START

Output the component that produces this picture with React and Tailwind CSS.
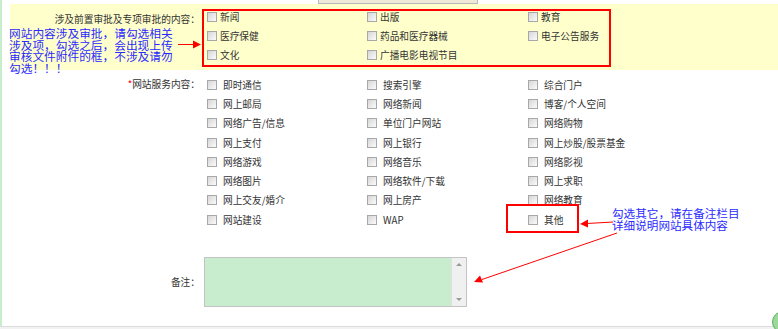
import React from "react";

const approvals = [
  ["新闻", "出版", "教育"],
  ["医疗保健", "药品和医疗器械", "电子公告服务"],
  ["文化", "广播电影电视节目", null],
];

const services = [
  ["即时通信", "搜索引擎", "综合门户"],
  ["网上邮局", "网络新闻", "博客/个人空间"],
  ["网络广告/信息", "单位门户网站", "网络购物"],
  ["网上支付", "网上银行", "网上炒股/股票基金"],
  ["网络游戏", "网络音乐", "网络影视"],
  ["网络图片", "网络软件/下载", "网上求职"],
  ["网上交友/婚介", "网上房产", "网络教育"],
  ["网站建设", "WAP", "其他"],
];

function Box() {
  return (
    <span className="inline-block w-[10px] h-[10px] shrink-0 border border-[#a8a8a8] bg-[linear-gradient(135deg,#d6d6d6,#fbfbfb)]" />
  );
}

function App() {
  return (
    <div className="relative w-[778px] h-[329px] overflow-hidden bg-white flex flex-col text-[9.7px] leading-[12px] text-[#333] font-['Noto_Sans_CJK_SC','Noto_Sans',sans-serif]">
      <div className="flex flex-1">
        <div className="w-[2px] bg-[#c6eecd]" />
        <div className="flex-1 flex flex-col">
          <div className="h-[4px]">
            <div className="ml-[316px] w-[160px] h-full border border-t-0 border-[#b9b9b9] bg-[#efe9d6]" />
          </div>

          <div className="ml-[8px] h-[66px] bg-[#ffffcc] flex">
            <div className="w-[190px] text-right pt-[9px]">涉及前置审批及专项审批的内容：</div>
            <div className="ml-[2px] mt-[5px] w-[409px] h-[58px] border-2 border-[#ff0000] pl-[3px]">
              <div className="grid grid-cols-[160px_161px_80px] gap-y-[7px]">
                {approvals.flat().map((a, i) => (
                  <div key={i} className="h-[12px] flex items-center gap-[3px]">
                    {a && <Box />}
                    {a && <span>{a}</span>}
                  </div>
                ))}
              </div>
            </div>
          </div>

          <div className="flex pt-[5px]">
            <div className="w-[198px] text-right h-[19.3px] leading-[19.3px]">
              <span className="text-[#ff0000]">*</span>网站服务内容：
            </div>
            <div className="grid grid-cols-[160px_161px_161px]">
              {services.flat().map((s, i) => (
                <div key={i} className="h-[19.3px] pl-[7px] flex items-center gap-[6px]">
                  <Box />
                  <span>{s}</span>
                </div>
              ))}
            </div>
          </div>

          <div className="flex items-center mt-[27.6px]">
            <div className="w-[198px] text-right">备注：</div>
            <div className="ml-[4px] w-[263px] h-[50px] border border-[#c4c4c4] bg-[#c8ecce] flex justify-end">
              <div className="w-[15px] h-full bg-[#f0f0f0] border-l border-[#e0e0e0] flex flex-col justify-between items-center py-[5px]">
                <span className="w-0 h-0 border-x-[3px] border-x-transparent border-b-[3px] border-b-[#999]" />
                <span className="w-0 h-0 border-x-[3px] border-x-transparent border-t-[3px] border-t-[#999]" />
              </div>
            </div>
          </div>
        </div>
      </div>
      <div className="h-[3px] border-t border-[#dcdcdc] bg-[#f2f2f2]" />

      <div className="absolute left-[9px] top-[27px] text-[11.7px] leading-[11.7px] text-[#2a2aff] whitespace-nowrap">
        网站内容涉及审批，请勾选相关
        <br />
        涉及项，勾选之后，会出现上传
        <br />
        审核文件附件的框，不涉及请勿
        <br />
        勾选！！！
      </div>

      <div className="absolute left-[506px] top-[204px] w-[73px] h-[29px] border-2 border-[#ff0000]" />

      <div className="absolute left-[612px] top-[208px] text-[11.6px] leading-[11.6px] text-[#2a2aff] whitespace-nowrap">
        勾选其它，请在备注栏目
        <br />
        详细说明网站具体内容
      </div>

      <svg className="absolute inset-0 pointer-events-none" width="778" height="329">
        <line x1="178" y1="44.5" x2="194" y2="44.5" stroke="#ff0000" strokeWidth="1" />
        <polygon points="193,40.5 201,44.5 193,48.5" fill="#ff0000" />
        <line x1="613" y1="222" x2="587" y2="223.5" stroke="#ff0000" strokeWidth="1" />
        <polygon points="588,219.5 580,224 588,227.5" fill="#ff0000" />
        <line x1="617" y1="233" x2="482" y2="279.5" stroke="#ff0000" strokeWidth="1" />
        <polygon points="480,275.5 474,282 483,282.5" fill="#ff0000" />
      </svg>

      <div className="absolute left-[772px] top-[311px] w-[22px] h-[22px] rounded-full border border-[#5bb35b] bg-[#9bd89b]" />
    </div>
  );
}

export default App;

END

What the task asks>
Output an exact copy of the material, with the pictures removed.

Written solution>
Output the component that produces this picture with React and Tailwind CSS.
import React from "react";

const approvals = [
  ["新闻", "出版", "教育"],
  ["医疗保健", "药品和医疗器械", "电子公告服务"],
  ["文化", "广播电影电视节目", null],
];

const services = [
  ["即时通信", "搜索引擎", "综合门户"],
  ["网上邮局", "网络新闻", "博客/个人空间"],
  ["网络广告/信息", "单位门户网站", "网络购物"],
  ["网上支付", "网上银行", "网上炒股/股票基金"],
  ["网络游戏", "网络音乐", "网络影视"],
  ["网络图片", "网络软件/下载", "网上求职"],
  ["网上交友/婚介", "网上房产", "网络教育"],
  ["网站建设", "WAP", "其他"],
];

function Box() {
  return (
    <span className="inline-block w-[10px] h-[10px] shrink-0 border border-[#a8a8a8] bg-[linear-gradient(135deg,#d6d6d6,#fbfbfb)]" />
  );
}

function App() {
  return (
    <div className="relative w-[778px] h-[329px] overflow-hidden bg-white flex flex-col text-[9.7px] leading-[12px] text-[#333] font-['Noto_Sans_CJK_SC','Noto_Sans',sans-serif]">
      <div className="flex flex-1">
        <div className="w-[2px] bg-[#c6eecd]" />
        <div className="flex-1 flex flex-col">
          <div className="h-[4px]">
            <div className="ml-[316px] w-[160px] h-full border border-t-0 border-[#b9b9b9] bg-[#efe9d6]" />
          </div>

          <div className="ml-[8px] h-[66px] bg-[#ffffcc] flex">
            <div className="w-[190px] text-right pt-[9px]">涉及前置审批及专项审批的内容：</div>
            <div className="ml-[2px] mt-[5px] w-[409px] h-[58px] border-2 border-[#ff0000] pl-[3px]">
              <div className="grid grid-cols-[160px_161px_80px] gap-y-[7px]">
                {approvals.flat().map((a, i) => (
                  <div key={i} className="h-[12px] flex items-center gap-[3px]">
                    {a && <Box />}
                    {a && <span>{a}</span>}
                  </div>
                ))}
              </div>
            </div>
          </div>

          <div className="flex pt-[5px]">
            <div className="w-[198px] text-right h-[19.3px] leading-[19.3px]">
              <span className="text-[#ff0000]">*</span>网站服务内容：
            </div>
            <div className="grid grid-cols-[160px_161px_161px]">
              {services.flat().map((s, i) => (
                <div key={i} className="h-[19.3px] pl-[7px] flex items-center gap-[6px]">
                  <Box />
                  <span>{s}</span>
                </div>
              ))}
            </div>
          </div>

          <div className="flex items-center mt-[27.6px]">
            <div className="w-[198px] text-right">备注：</div>
            <div className="ml-[4px] w-[263px] h-[50px] border border-[#c4c4c4] bg-[#c8ecce] flex justify-end">
              <div className="w-[15px] h-full bg-[#f0f0f0] border-l border-[#e0e0e0] flex flex-col justify-between items-center py-[5px]">
                <span className="w-0 h-0 border-x-[3px] border-x-transparent border-b-[3px] border-b-[#999]" />
                <span className="w-0 h-0 border-x-[3px] border-x-transparent border-t-[3px] border-t-[#999]" />
              </div>
            </div>
          </div>
        </div>
      </div>
      <div className="h-[3px] border-t border-[#dcdcdc] bg-[#f2f2f2]" />

      <div className="absolute left-[9px] top-[27px] text-[11.7px] leading-[11.7px] text-[#2a2aff] whitespace-nowrap">
        网站内容涉及审批，请勾选相关
        <br />
        涉及项，勾选之后，会出现上传
        <br />
        审核文件附件的框，不涉及请勿
        <br />
        勾选！！！
      </div>

      <div className="absolute left-[506px] top-[204px] w-[73px] h-[29px] border-2 border-[#ff0000]" />

      <div className="absolute left-[612px] top-[208px] text-[11.6px] leading-[11.6px] text-[#2a2aff] whitespace-nowrap">
        勾选其它，请在备注栏目
        <br />
        详细说明网站具体内容
      </div>

      <svg className="absolute inset-0 pointer-events-none" width="778" height="329">
        <line x1="178" y1="44.5" x2="194" y2="44.5" stroke="#ff0000" strokeWidth="1" />
        <polygon points="193,40.5 201,44.5 193,48.5" fill="#ff0000" />
        <line x1="613" y1="222" x2="587" y2="223.5" stroke="#ff0000" strokeWidth="1" />
        <polygon points="588,219.5 580,224 588,227.5" fill="#ff0000" />
        <line x1="617" y1="233" x2="482" y2="279.5" stroke="#ff0000" strokeWidth="1" />
        <polygon points="480,275.5 474,282 483,282.5" fill="#ff0000" />
      </svg>

      <div className="absolute left-[772px] top-[311px] w-[22px] h-[22px] rounded-full border border-[#5bb35b] bg-[#9bd89b]" />
    </div>
  );
}

export default App;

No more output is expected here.